Gluten - Free Turkey and Brie wrap:
1 Gluten - Free Wrap (I used La Tortilla Factory Sonoma brand which have 180 calories per wrap and taste really good and roll easily)
4 oz organic deli roasted turkey breast
1 oz Brie
Kale Microgreens
Broccoli Sprouts
Spring Mix
1/4 Avocado (sliced)
Sliced Tomato
Organic Mayo (optional)

I spread the brie on the wrap then warm it up in an oven at 350 degrees for just a few minutes. Do not keep in the oven very long or the wrap will get hard.  You just want to warm it up, 2-3 minutes. Once your wrap is warmed up, start layering your ingredients on the wrap and roll tightly and slice in half. Adding the microgreens, broccoli sprouts and spring mix adds tons of nutrients, crunch and flavor. I added up the calories for this wrap and it came out to 565 calories. If you skip the mayo you will save about 100 calories, same with the avocado and brie...skipping any of these ingredients will save you about 100 calories each. I don't think 565 calories is a lot for a good, healthy lunch...especially one that packs so many nutrients and can be eaten on the run or packed for lunch. I have also eaten half for lunch then the other half for dinner and added a side salad or veggies on the side to cut the calorie intake. I will skip the mayo next time as with the Brie melted on the wrap and adding the avocado, I didn't need the mayo as the wrap was definitely not dry.

Friday, August 30, 2013

Supermarket Superstar

I have gotten so much response from my appearance on Lifetime TVs Supermarket Superstar last night and honestly...it has been so nice to hear all the supportive and encouraging words. I am so excited to continue this journey and get my sauce company launched witjin the next few months. We have perfected the recipes as we have several great flavors and variations of our mac n cheese sauce and tested them over and over with several of our own focus groups and advice from several great chefs.

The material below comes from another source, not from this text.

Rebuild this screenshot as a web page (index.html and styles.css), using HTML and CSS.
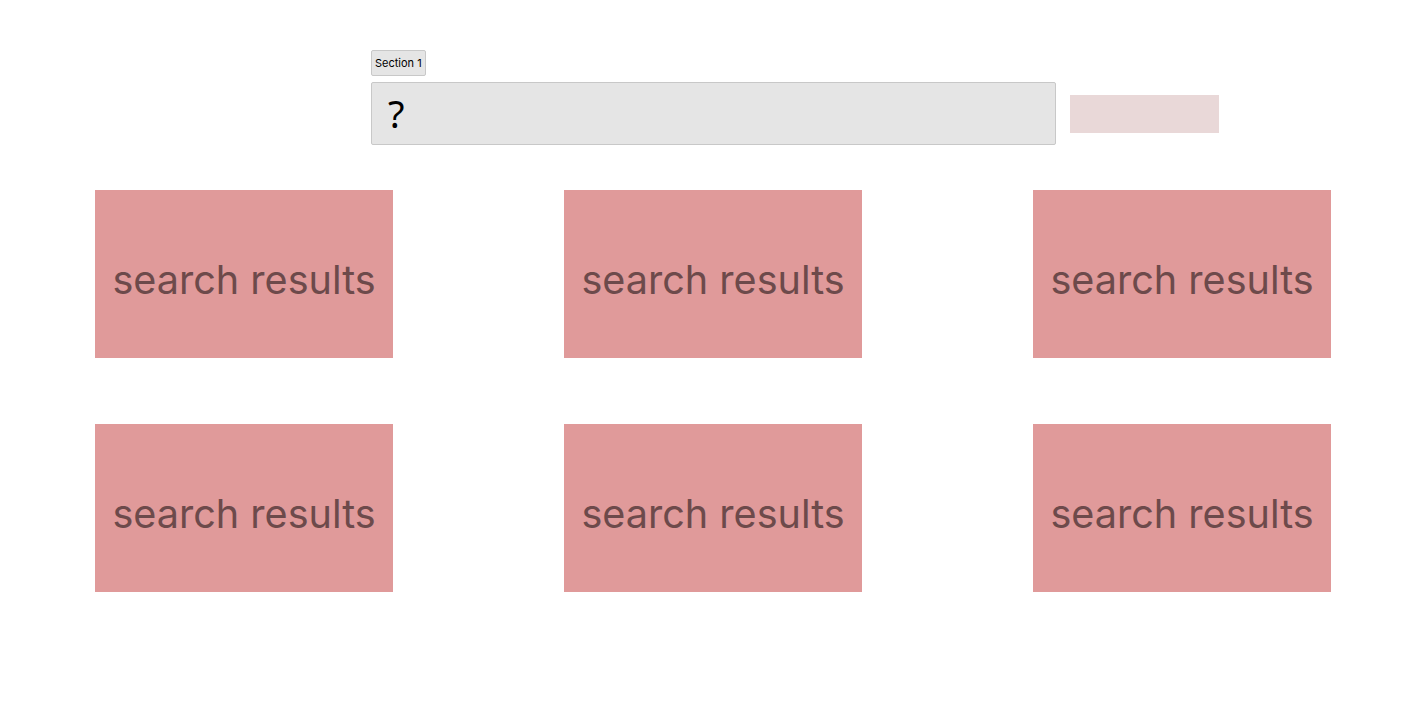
FILE: index.html
```html
<!DOCTYPE html>
<html>
<head>
<meta charset="utf-8">
<link rel="stylesheet" href="styles.css">
</head>
<body>
<div class="top">
  <button class="section-btn">Section 1</button>
  <div class="search-row">
    <div class="search-box">?</div>
    <div class="search-btn"></div>
  </div>
</div>
<div class="grid">
  <div class="card">search results</div>
  <div class="card">search results</div>
  <div class="card">search results</div>
  <div class="card">search results</div>
  <div class="card">search results</div>
  <div class="card">search results</div>
</div>
</body>
</html>
```
FILE: styles.css
```css
html, body {
  margin: 0;
  padding: 0;
  background: #fff;
  font-family: Inter, "Noto Sans", sans-serif;
}
.top {
  padding-top: 50px;
  padding-left: 371px;
}
.section-btn {
  display: block;
  box-sizing: border-box;
  height: 26px;
  padding: 0 3px;
  font-family: Inter, sans-serif;
  font-size: 11px;
  color: #000;
  background: #e5e5e5;
  border: 1px solid #c8c8c8;
  border-radius: 2px;
}
.search-row {
  display: flex;
  align-items: center;
  gap: 14px;
  margin-top: 6px;
}
.search-box {
  box-sizing: border-box;
  width: 685px;
  height: 63px;
  background: #e5e5e5;
  border: 1px solid #c8c8c8;
  border-radius: 2px;
  padding-left: 16px;
  font-family: "Noto Sans", Inter, sans-serif;
  font-size: 38px;
  line-height: 61px;
  color: #000;
}
.search-btn {
  width: 149px;
  height: 38px;
  background: #e9d8d8;
}
.grid {
  display: grid;
  grid-template-columns: repeat(3, 298px);
  justify-content: space-between;
  row-gap: 66px;
  margin: 45px 95px 0;
}
.card {
  box-sizing: border-box;
  height: 168px;
  padding-top: 11px;
  background: #e09a9a;
  display: flex;
  align-items: center;
  justify-content: center;
  font-family: Inter, sans-serif;
  font-size: 39.6px;
  color: #6d4a4b;
}
```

I was sent this article from a friend and I have to be honest...I totally agree with this writer! http://previously.tv/supermarket-superstar/always-bet-red/

Avesta's Mac n Cheese Sauce

I am still working on getting my sauce mass produced. I have worked with a professional service to finalize the recipe and have several stores interested in carrying my sauce. Now, I am looking for investors and/or partners to help take this to the next level. I was featured on Supermarket Superstar on Lifetime TV and feel I have a great product that will do well on store shelves. I am very excited for the exposure and great feedback I have received since the show has aired!